Desde que nacemos interaccionamos con nuestros semejantes cómo podemos. Somos muy pequeños pero el instinto nos dice que tenemos que acercarnos a otros individuos, formar grupos, buscar nuestra posición y hacernos valer para conseguir la aceptación del grupo y de esta forma desarrollarnos colaborando y aportando características de nuestra individualidad y adoptando otras características del propio grupo.
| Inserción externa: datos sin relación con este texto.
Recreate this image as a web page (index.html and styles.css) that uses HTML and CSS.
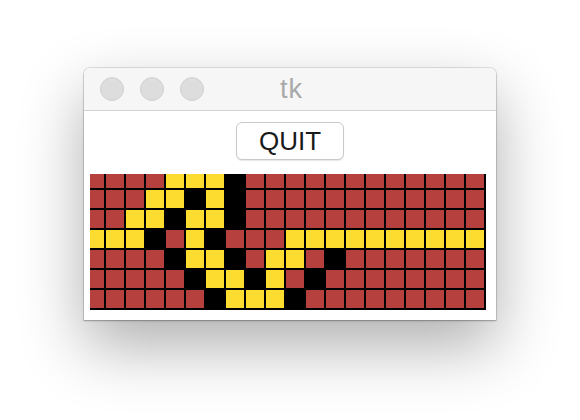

Si nos fijamos en el propio proceso de nuestro desarrollo y crecimiento, en aquellas facetas más bien lúdicas como pueden ser los deportes, los juegos…, es decir, todo aquello que depende del proceso natural de nuestro crecimiento y pertenencia a un grupo y que no está reglado por un ente superior como puede ser una jerarquía administrativa, que se da por ejemplo en la educación reglada, o una actividad laboral… vemos que en esa primera fase el grupo está por encima del individuo, y, aunque las individualidades siempre destacan, podríamos decir que no tienen futuro fuera del grupo, porque la inmensa mayoría de las actividades que desarrollan están diseñadas para ejecutarse en colectividad y de esa forma se llega a su objetivo, que es estar juntos compartiendo experiencias.
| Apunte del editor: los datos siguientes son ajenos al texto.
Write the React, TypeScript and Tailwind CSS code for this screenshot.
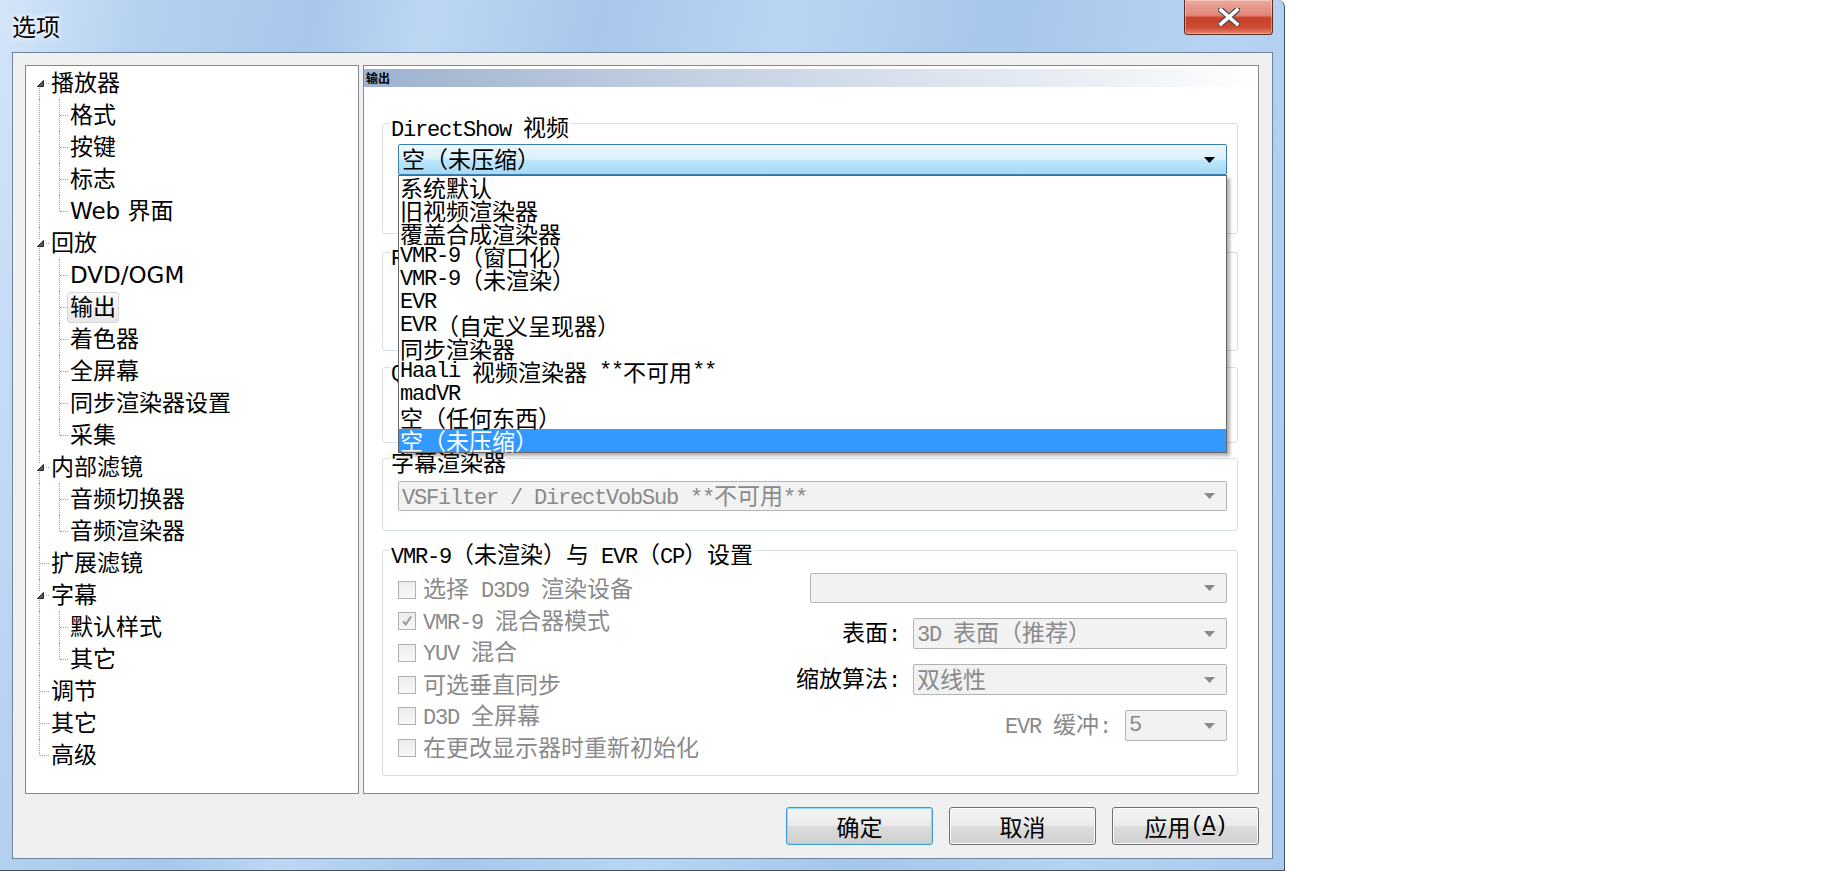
import type { ReactNode } from "react";

const TREE_FONT = "font-['DejaVu_Sans','Noto_Sans_CJK_SC',sans-serif]";
const LATIN = "font-['Liberation_Mono',monospace] text-[22px] tracking-[-1.2px]";

type TreeItem = {
  label: string;
  level: 0 | 1;
  expanded?: boolean;
  last?: boolean;
  selected?: boolean;
};

const TREE: TreeItem[] = [
  { label: "播放器", level: 0, expanded: true },
  { label: "格式", level: 1 },
  { label: "按键", level: 1 },
  { label: "标志", level: 1 },
  { label: "Web 界面", level: 1, last: true },
  { label: "回放", level: 0, expanded: true },
  { label: "DVD/OGM", level: 1 },
  { label: "输出", level: 1, selected: true },
  { label: "着色器", level: 1 },
  { label: "全屏幕", level: 1 },
  { label: "同步渲染器设置", level: 1 },
  { label: "采集", level: 1, last: true },
  { label: "内部滤镜", level: 0, expanded: true },
  { label: "音频切换器", level: 1 },
  { label: "音频渲染器", level: 1, last: true },
  { label: "扩展滤镜", level: 0 },
  { label: "字幕", level: 0, expanded: true },
  { label: "默认样式", level: 1 },
  { label: "其它", level: 1, last: true },
  { label: "调节", level: 0 },
  { label: "其它", level: 0 },
  { label: "高级", level: 0, last: true },
];

const RENDERERS = [
  "系统默认",
  "旧视频渲染器",
  "覆盖合成渲染器",
  "VMR-9（窗口化）",
  "VMR-9（未渲染）",
  "EVR",
  "EVR（自定义呈现器）",
  "同步渲染器",
  "Haali 视频渲染器 **不可用**",
  "madVR",
  "空（任何东西）",
  "空（未压缩）",
];

const CHECKS = [
  { label: "选择 D3D9 渲染设备", checked: false },
  { label: "VMR-9 混合器模式", checked: true },
  { label: "YUV 混合", checked: false },
  { label: "可选垂直同步", checked: false },
  { label: "D3D 全屏幕", checked: false },
  { label: "在更改显示器时重新初始化", checked: false },
];

// dialog text mixes half-width latin runs with full-width CJK, like SimSun does
function Txt({ s }: { s: string }) {
  const parts = s.split(/([\x20-\x7e]+)/).filter(Boolean);
  return (
    <>
      {parts.map((p, i) =>
        /^[\x20-\x7e]+$/.test(p) ? (
          <span key={i} className={LATIN}>
            {p}
          </span>
        ) : (
          <span key={i} className="font-['Noto_Sans_CJK_SC',sans-serif] text-[23px]">
            {p}
          </span>
        ),
      )}
    </>
  );
}

function Arrow({ disabled }: { disabled?: boolean }) {
  return (
    <svg width="11" height="6" viewBox="0 0 11 6" className="shrink-0">
      <path d="M0 0H11L5.5 6Z" fill={disabled ? "#8a8a8a" : "#000"} />
    </svg>
  );
}

function DisabledCombo({ text, className }: { text?: string; className: string }) {
  return (
    <div
      className={`flex items-center justify-between rounded-[2px] border border-[#b4b4b4] bg-[#f2f2f2] pl-[3px] pr-[11px] text-[#8a8a8a] ${className}`}
    >
      <span className="whitespace-pre leading-[24px]">
        <Txt s={text ?? ""} />
      </span>
      <Arrow disabled />
    </div>
  );
}

function Group({
  label,
  className,
  children,
}: {
  label: string;
  className: string;
  children?: ReactNode;
}) {
  return (
    <div className={`rounded-[3px] border border-[#d5dfe5] ${className}`}>
      <div className="-mt-[9px] ml-[7px] h-[22px] w-fit bg-white px-[1px] leading-[22px] whitespace-pre">
        <Txt s={label} />
      </div>
      {children}
    </div>
  );
}

function TreeRow({ item, index }: { item: TreeItem; index: number }) {
  const first = index === 0;
  const lastRow = index === TREE.length - 1;
  return (
    <div className="relative h-[32px]">
      <span
        className={`absolute left-[13px] border-l border-dotted border-[#a0a0a0] ${
          first ? "top-[16px] bottom-0" : lastRow ? "top-0 h-[16px]" : "inset-y-0"
        }`}
      />
      {item.level === 1 ? (
        <span
          className={`absolute left-[33px] border-l border-dotted border-[#a0a0a0] ${
            item.last ? "top-0 h-[16px]" : "inset-y-0"
          }`}
        />
      ) : null}
      <span
        className={`absolute top-[16px] border-t border-dotted border-[#a0a0a0] ${
          item.level === 0 ? "left-[14px] w-[9px]" : "left-[34px] w-[8px]"
        }`}
      />
      {item.expanded ? (
        <span className="absolute left-[10px] top-[12px] bg-white p-px">
          <svg width="7" height="7" viewBox="0 0 7 7" className="block">
            <path d="M6.5 0.5V6.5H0.5Z" fill="#595959" stroke="#262626" strokeWidth="1" />
          </svg>
        </span>
      ) : null}
      <div
        className={`flex h-full items-center ${item.level === 0 ? "pl-[25px]" : "pl-[44px]"}`}
      >
        {item.selected ? (
          <span className="-ml-[3px] flex h-[31px] items-center rounded-[3px] border border-[#d6d6d6] bg-[linear-gradient(to_bottom,#fafafa,#e8e8e8)] px-[2px]">
            {item.label}
          </span>
        ) : (
          <span className="whitespace-pre">{item.label}</span>
        )}
      </div>
    </div>
  );
}

function CloseButton() {
  return (
    <div className="flex h-[35px] w-[89px] items-center justify-center rounded-b-[4px] border border-t-0 border-[#5b2a22] bg-[linear-gradient(to_bottom,#eca89e_0%,#e08778_45%,#c9412a_52%,#cc4a32_80%,#e3846d_100%)] shadow-[inset_0_0_0_1px_rgba(255,255,255,0.35)]">
      <svg width="22" height="18" viewBox="0 0 22 18">
        <path d="M3 2L19 16M19 2L3 16" stroke="#4a4a4a" strokeWidth="6" strokeLinecap="square" />
        <path d="M3 2L19 16M19 2L3 16" stroke="#ffffff" strokeWidth="3.6" strokeLinecap="square" />
      </svg>
    </div>
  );
}

function DialogButton({ children, primary }: { children: ReactNode; primary?: boolean }) {
  return (
    <button
      className={`flex h-[38px] w-[147px] items-center justify-center whitespace-pre rounded-[3px] border bg-[linear-gradient(to_bottom,#f3f3f3_0%,#ebebeb_48%,#dcdcdc_52%,#cfcfcf_100%)] leading-[24px] text-black ${
        primary
          ? "border-[#3c9bd4] shadow-[inset_0_0_0_1px_#8fdcf8]"
          : "border-[#707070] shadow-[inset_0_0_0_1px_#fbfbfb]"
      }`}
    >
      {children}
    </button>
  );
}

export default function App() {
  return (
    <div className="flex h-[871px] w-[1839px] overflow-hidden bg-white">
      {/* window */}
      <div className="flex h-[871px] w-[1285px] flex-col rounded-tr-[7px] border-r border-b border-[#3f536b] bg-[linear-gradient(100deg,#d3e5f8_0%,#b5d1f0_10%,#a8c7eb_22%,#bdd7f3_30%,#a8c7eb_42%,#b9d5f3_55%,#a6c6ea_70%,#b7d3f2_85%,#aac9ed_100%)]">
        <div className="flex h-[52px] shrink-0 items-start justify-between pl-[12px] pr-[11px]">
          <div className="pt-[12px] text-[24px] leading-[28px] text-black font-['Noto_Sans_CJK_SC',sans-serif] [text-shadow:0_0_8px_#fff,0_0_4px_#fff]">
            选项
          </div>
          <CloseButton />
        </div>

        {/* client area */}
        <div className="mb-[11px] ml-[12px] mr-[11px] flex h-[807px] flex-col border border-[#6f839b] bg-[#f0f0f0] pl-[12px] pr-[13px] pt-[12px]">
          <div className="flex h-[729px] gap-[4px]">
            {/* tree */}
            <div
              className={`h-full w-[334px] border border-[#828790] bg-white pt-px text-[23px] leading-[32px] text-black ${TREE_FONT}`}
            >
              {TREE.map((item, i) => (
                <TreeRow key={`${item.label}-${i}`} item={item} index={i} />
              ))}
            </div>

            {/* page */}
            <div className="flex h-full w-[896px] flex-col border border-[#828790] bg-white pt-[3px] text-black">
              <div className="flex h-[18px] shrink-0 items-center bg-[linear-gradient(to_right,#9cb2cf_0%,#c6d3e4_40%,#eef2f7_85%,#ffffff_100%)] pl-[2px] text-[12px] font-bold font-['Noto_Sans_CJK_SC',sans-serif]">
                输出
              </div>

              <div className="flex flex-col pl-[18px] pr-[20px]">
                <Group label="DirectShow 视频" className="mt-[36px] h-[111px]">
                  <div className="relative z-10 ml-[15px] mr-[10px] mt-[7px] h-[31px]">
                    <div className="flex h-full items-center justify-between whitespace-pre rounded-[2px] border border-[#3c7fb1] bg-[linear-gradient(to_bottom,#ecf7fd_0%,#dbf1fc_48%,#bee6fd_52%,#a7d9f5_100%)] pl-[3px] pr-[11px] leading-[24px]">
                      <span>
                        <Txt s="空（未压缩）" />
                      </span>
                      <Arrow />
                    </div>
                    <div className="absolute left-0 right-0 top-full border border-[#646464] bg-white shadow-[3px_3px_3px_rgba(0,0,0,0.3)]">
                      {RENDERERS.map((r, i) => (
                        <div
                          key={r}
                          className={`flex h-[23px] items-center whitespace-pre pl-[1px] leading-[23px] ${
                            i === RENDERERS.length - 1 ? "bg-[#3399ff] text-white" : "text-black"
                          }`}
                        >
                          <Txt s={r} />
                        </div>
                      ))}
                    </div>
                  </div>
                </Group>

                <Group label="RealMedia 视频" className="mt-[18px] h-[99px]" />
                <Group label="QuickTime 视频" className="mt-[16px] h-[76px]" />

                <Group label="字幕渲染器" className="mt-[15px] h-[73px]">
                  <DisabledCombo
                    text="VSFilter / DirectVobSub **不可用**"
                    className="ml-[15px] mr-[10px] mt-[9px] h-[30px]"
                  />
                </Group>

                <Group label="VMR-9（未渲染）与 EVR（CP）设置" className="mt-[19px] h-[226px]">
                  <div className="flex items-start justify-between">
                    <div className="ml-[15px] mt-[10px] flex flex-col">
                      {CHECKS.map((c) => (
                        <div key={c.label} className="flex h-[31.6px] items-center gap-[7px]">
                          <span className="flex h-[18px] w-[18px] items-center justify-center border border-[#b1b1b1] bg-[linear-gradient(to_bottom,#ececec,#f8f8f8)]">
                            {c.checked ? (
                              <svg width="12" height="12" viewBox="0 0 12 12">
                                <path d="M2 6.5L4.8 9.5L10 1.5" fill="none" stroke="#9a9a9a" strokeWidth="2" />
                              </svg>
                            ) : null}
                          </span>
                          <span className="whitespace-pre leading-[24px] text-[#8a8a8a]">
                            <Txt s={c.label} />
                          </span>
                        </div>
                      ))}
                    </div>

                    <div className="mr-[10px] mt-[9px] flex flex-col items-end gap-[15px]">
                      <DisabledCombo className="h-[30px] w-[417px]" />
                      <div className="flex items-center gap-[13px]">
                        <span className="leading-[24px]">
                          <Txt s="表面:" />
                        </span>
                        <DisabledCombo text="3D 表面（推荐）" className="h-[31px] w-[314px]" />
                      </div>
                      <div className="flex items-center gap-[13px]">
                        <span className="leading-[24px]">
                          <Txt s="缩放算法:" />
                        </span>
                        <DisabledCombo text="双线性" className="h-[31px] w-[314px]" />
                      </div>
                      <div className="flex items-center gap-[14px]">
                        <span className="whitespace-pre leading-[24px] text-[#8a8a8a]">
                          <Txt s="EVR 缓冲:" />
                        </span>
                        <DisabledCombo text="5" className="h-[31px] w-[102px]" />
                      </div>
                    </div>
                  </div>
                </Group>
              </div>
            </div>
          </div>

          <div className="mt-[13px] flex justify-end gap-[16px]">
            <DialogButton primary>
              <Txt s="确定" />
            </DialogButton>
            <DialogButton>
              <Txt s="取消" />
            </DialogButton>
            <DialogButton>
              <Txt s="应用" />
              <span className={LATIN}>
                (<span className="underline">A</span>)
              </span>
            </DialogButton>
          </div>
        </div>
      </div>
    </div>
  );
}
Cuando vamos creciendo empezamos a encontrarnos con una faceta nueva para nosotros que es el individualismo, algo contrario a lo que nos marca nuestra propia naturaleza. Por lo tanto, seguiremos desarrollándonos y disfrutando de nuestros grupos, pero nos empezarán a evaluar por nuestros logros individuales en la guardería, luego en el colegio, en futuras elecciones formativas, en el deporte reglado…
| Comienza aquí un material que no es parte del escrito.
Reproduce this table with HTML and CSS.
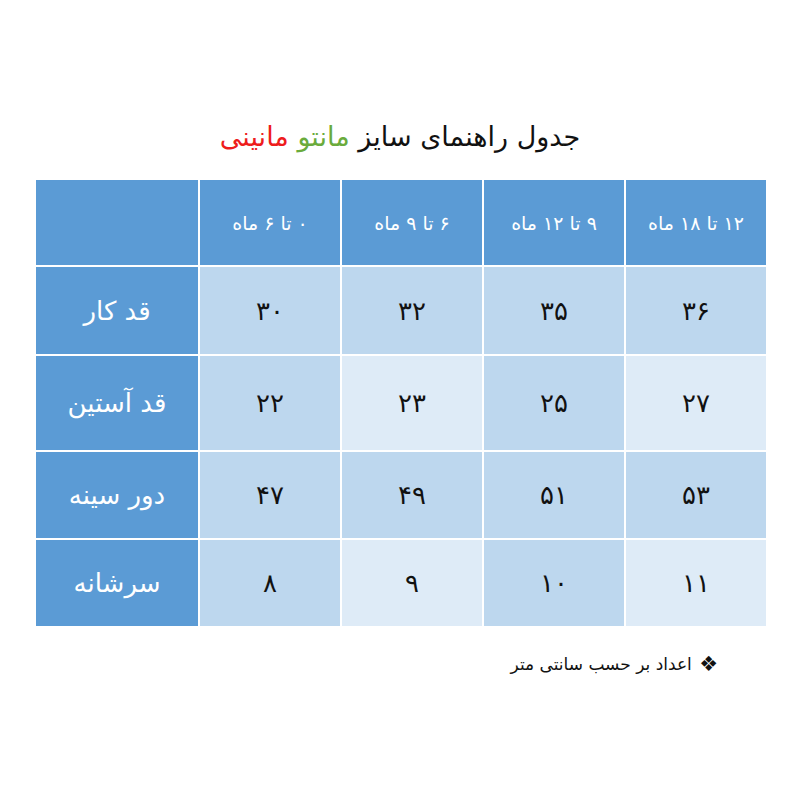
FILE: index.html
```html
<!DOCTYPE html>
<html lang="fa">
<head>
<meta charset="utf-8">
<title>جدول راهنمای سایز</title>
<link rel="stylesheet" href="styles.css">
</head>
<body>
<div class="page">
  <h1 class="title"><span class="black">جدول راهنمای سایز </span><span class="green">مانتو</span> <span class="red">مانینی</span></h1>
  <div class="table">
    <div class="cell head"></div>
    <div class="cell head">۰ تا ۶ ماه</div>
    <div class="cell head">۶ تا ۹ ماه</div>
    <div class="cell head">۹ تا ۱۲ ماه</div>
    <div class="cell head">۱۲ تا ۱۸ ماه</div>

    <div class="cell label">قد کار</div>
    <div class="cell dark">۳۰</div>
    <div class="cell dark">۳۲</div>
    <div class="cell dark">۳۵</div>
    <div class="cell dark">۳۶</div>

    <div class="cell label">قد آستین</div>
    <div class="cell dark">۲۲</div>
    <div class="cell light">۲۳</div>
    <div class="cell dark">۲۵</div>
    <div class="cell light">۲۷</div>

    <div class="cell label">دور سینه</div>
    <div class="cell dark">۴۷</div>
    <div class="cell dark">۴۹</div>
    <div class="cell dark">۵۱</div>
    <div class="cell dark">۵۳</div>

    <div class="cell label">سرشانه</div>
    <div class="cell dark">۸</div>
    <div class="cell light">۹</div>
    <div class="cell dark">۱۰</div>
    <div class="cell light">۱۱</div>
  </div>
  <p class="note"><span class="bullet">❖</span> اعداد بر حسب سانتی متر</p>
</div>
</body>
</html>
```
FILE: styles.css
```css
html, body {
  margin: 0;
  padding: 0;
  background: #ffffff;
}
.page {
  width: 800px;
  height: 800px;
  padding-top: 112px;
  box-sizing: border-box;
  font-family: "DejaVu Sans", sans-serif;
}
.title {
  margin: 0;
  height: 68px;
  direction: rtl;
  text-align: center;
  font-weight: normal;
  font-size: 27px;
  line-height: 50px;
  color: #111;
}
.green { color: #6aab3c; }
.red { color: #ee1c1c; }
.table {
  margin-left: 36px;
  width: 730px;
  display: grid;
  grid-template-columns: 162px 140px 140px 140px 140px;
  grid-template-rows: 85px 87px 94px 86px 86px;
  gap: 2px;
  background: #ffffff;
}
.cell {
  display: flex;
  align-items: center;
  justify-content: center;
  direction: rtl;
  color: #111;
  font-size: 26px;
}
.head {
  background: #5b9bd5;
  color: #ffffff;
  font-size: 19px;
}
.label {
  background: #5b9bd5;
  color: #ffffff;
  font-size: 26px;
}
.dark { background: #bdd7ee; }
.light { background: #deebf7; }
.note {
  margin: 26px 82px 0 0;
  direction: rtl;
  font-size: 17px;
  line-height: 24px;
  color: #111;
}
.bullet {
  font-size: 21px;
  margin-left: 2px;
  vertical-align: -1px;
}
```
Menos mal que inventamos una cosa que se llama fin de semana, que, en definitiva, es la formula por la cual dejamos de lado la individualidad y damos rienda suelta al colaboracionismo con nuestros amigos, familia… Aquellos grupos que dejan de lado el individualismo tan odioso y tan ligado al éxito personal o a la frustración, para aceptarnos como somos en un entorno en el que lo único que importa es interaccionar y compartir entre todos.